Propose a data model design that will facilitate all the usage cases outline in the specification above.  Define your assumptions, and what data storage solution you would use, provide your reasoning and how you would design the schema. You can assume a following data model already exists:

    SourceVideo:
        id: string
        created_at: DateTime
        last_updated_at: DataTime
        language: string
        category: string

    TranslatedVideo:
        id: string
        created_at: DateTime
        last_updated_at: DataTime
        language: string
        source_video_id: string
        due_date: DateTime
        assigned_qa: string

### Task 1B: Compute QA productivity

We define QA productivity in-terms of ratio of number of minutes spent by a QA working on a minute of a video. For example, if a 5 minute video required 60 minutes of QA time, our productivity is 12 minutes per minute of a video.

Based on the data model you defined, write a query or a script to compute:

- For each QA their average productivity across all their videos
- For each video, QA productivity
- For each QA compute the difference between system reported time and disputed time by QA
- Average QA productivity based on video properties such as category and language ordered by highest values to lowest

## Task 2

For our machine learning data, we pre-compute different transformations on the audio files (utterances). An utterance can come from a data set (corpus), which can be an in-house commissioned, purchased, or an open dataset. Each utterance has meta data associated with it such as style and language. 

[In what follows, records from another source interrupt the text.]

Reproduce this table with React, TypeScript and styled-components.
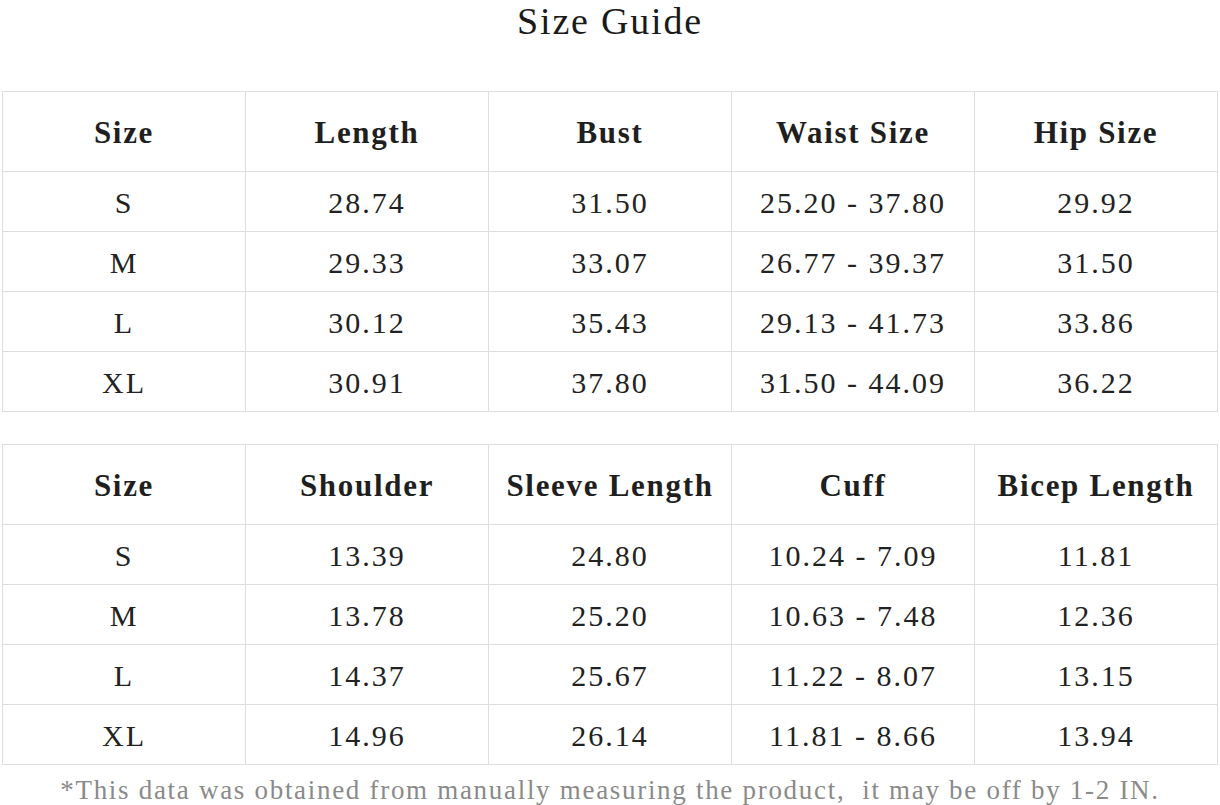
import React from "react";
import styled, { createGlobalStyle } from "styled-components";

const GlobalStyle = createGlobalStyle`
  html, body { margin: 0; padding: 0; background: #ffffff; }
  body { font-family: "Liberation Serif", "Noto Sans CJK SC", serif; color: #1c1c1c; }
`;

const Page = styled.div`
  width: 1220px;
  height: 805px;
  overflow: hidden;
  display: flex;
  flex-direction: column;
  align-items: flex-start;
`;

const Title = styled.h1`
  align-self: stretch;
  margin: 0;
  height: 91px;
  box-sizing: border-box;
  text-align: center;
  font-family: "Liberation Serif", serif;
  font-weight: 400;
  font-size: 38px;
  letter-spacing: 1.8px;
  line-height: 43px;
  color: #1a1a1a;
`;

const Grid = styled.div<{ $gap?: number }>`
  display: grid;
  grid-template-columns: repeat(5, 243px);
  margin-left: 2px;
  margin-top: ${(p) => p.$gap ?? 0}px;
  border-left: 1px solid #dedede;
  border-top: 1px solid #dedede;
`;

const Cell = styled.div<{ $head?: boolean }>`
  box-sizing: border-box;
  height: ${(p) => (p.$head ? 80 : 60)}px;
  border-right: 1px solid #dedede;
  border-bottom: 1px solid #dedede;
  display: flex;
  align-items: center;
  justify-content: center;
  white-space: nowrap;
  font-family: "Liberation Serif", serif;
  font-size: ${(p) => (p.$head ? 31 : 30)}px;
  letter-spacing: ${(p) => (p.$head ? 1.7 : 2)}px;
  font-weight: ${(p) => (p.$head ? 700 : 400)};
  color: ${(p) => (p.$head ? "#1f1f1f" : "#222222")};
  padding-top: 2px;
`;

const Note = styled.p`
  align-self: stretch;
  margin: 10px 0 0 0;
  text-align: center;
  font-family: "Liberation Serif", serif;
  font-size: 27px;
  letter-spacing: 1.7px;
  line-height: 30px;
  color: #8a8a8a;
  white-space: nowrap;
`;

type Table = { head: string[]; rows: string[][] };

const tables: Table[] = [
  {
    head: ["Size", "Length", "Bust", "Waist Size", "Hip Size"],
    rows: [
      ["S", "28.74", "31.50", "25.20 - 37.80", "29.92"],
      ["M", "29.33", "33.07", "26.77 - 39.37", "31.50"],
      ["L", "30.12", "35.43", "29.13 - 41.73", "33.86"],
      ["XL", "30.91", "37.80", "31.50 - 44.09", "36.22"],
    ],
  },
  {
    head: ["Size", "Shoulder", "Sleeve Length", "Cuff", "Bicep Length"],
    rows: [
      ["S", "13.39", "24.80", "10.24 - 7.09", "11.81"],
      ["M", "13.78", "25.20", "10.63 - 7.48", "12.36"],
      ["L", "14.37", "25.67", "11.22 - 8.07", "13.15"],
      ["XL", "14.96", "26.14", "11.81 - 8.66", "13.94"],
    ],
  },
];

export default function App() {
  return (
    <>
      <GlobalStyle />
      <Page>
        <Title>Size Guide</Title>
        {tables.map((t, ti) => (
          <Grid key={ti} $gap={ti === 0 ? 0 : 32}>
            {t.head.map((h) => (
              <Cell key={h} $head>
                {h}
              </Cell>
            ))}
            {t.rows.map((r, ri) =>
              r.map((c, ci) => <Cell key={`${ri}-${ci}`}>{c}</Cell>)
            )}
          </Grid>
        ))}
        <Note>
          *This data was obtained from manually measuring the product,&nbsp; it may be off by 1-2 IN.
        </Note>
      </Page>
    </>
  );
}
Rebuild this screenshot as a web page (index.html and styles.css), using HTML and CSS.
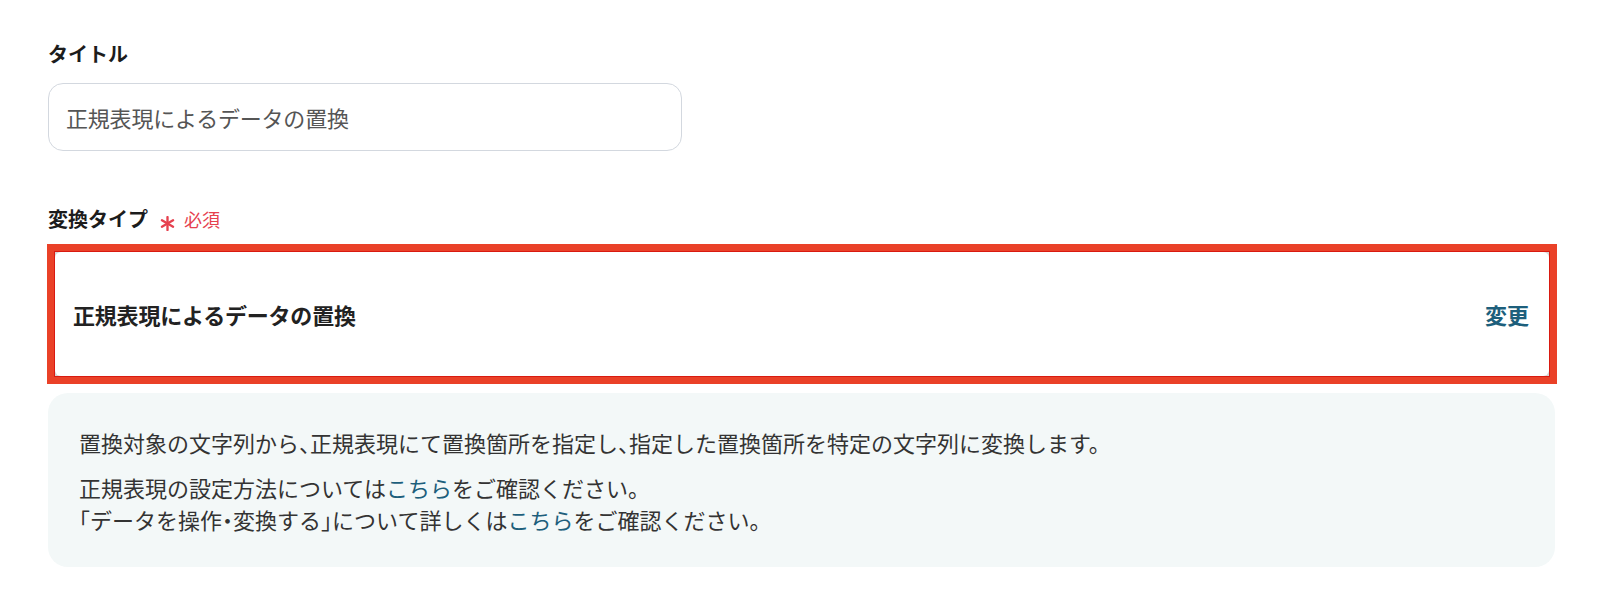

To ensure the training data is consistent, we apply the following transformations on top of the audio file: trim, clip, and down sample. A transformation can use an output of a previous transformation as input. 

The diagram below shows the schema that models how the data is structured.

![schema](./db.png)

You can download the data with the command below

In [2]:
%%capture
!wget https://github.com/papercup-ai/data-engineer-take-home/raw/master/papercup.db

## Task 2: Denormalize the data

We would like to denormalize the data into a flat structure, and write a script to create a flat data structure (CSV).